Pour aller plus loin, ma compagne est sensibilisée à la taxe carbone. Elle m’a proposé de participer à la MUSE, la nouvelle monnaie locale mise en place en Anjou. J’ai refusé car je ne voulais pas être incohérent : je livre du vin dans toute la France et à l’étranger (un couple d’italiens passe commande pendant l’interview, ndla). Il me semble égoïste de vendre des produits chez le voisin sans vouloir découvrir ses produits locaux…
En somme, je pense que nous consommons 2/3 de produits bio tout compris. Pour l’alimentaire nous n’allons pas consommer des produits hors saison, et nous favorisons la consommation locale. Néanmoins, nous ne nous interdisons pas de découvrir de nouveaux produits venus d’ailleurs.
Expert en vin, auriez-vous un accord met-vin à nous proposer ?
Il y a un plat que j’adore : des coquilles Saint-Jacques à la crème accompagnées d’un Ordovicien. C’est un chenin blanc oxydatif élevé en barrique, cela en fait un blanc riche : c’est extra !

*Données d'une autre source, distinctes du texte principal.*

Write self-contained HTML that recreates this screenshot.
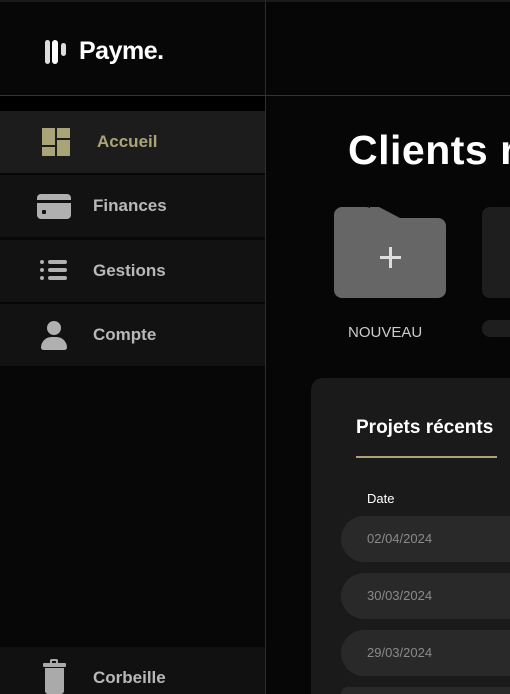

Il y a aussi le Petra Alba. Accompagné d’un plateau de fromages, c’est un régal. D’ailleurs Petra Alba c’est exactement la concordance cépage-terroir. C’est 100% de cabernet franc : le cabernet franc n’aime pas le stress hydrique donc nos sols calcaires correspondent parfaitement à ce cépage. Du surgreffage à l’étiquette en passant le nom ou le bouchon : Petra Alba c’est une aventure superbe !
Merci Christophe pour ces échanges riches et passionnés.
Merci à vous et j’attends avec impatience que Biovor arrive en Anjou.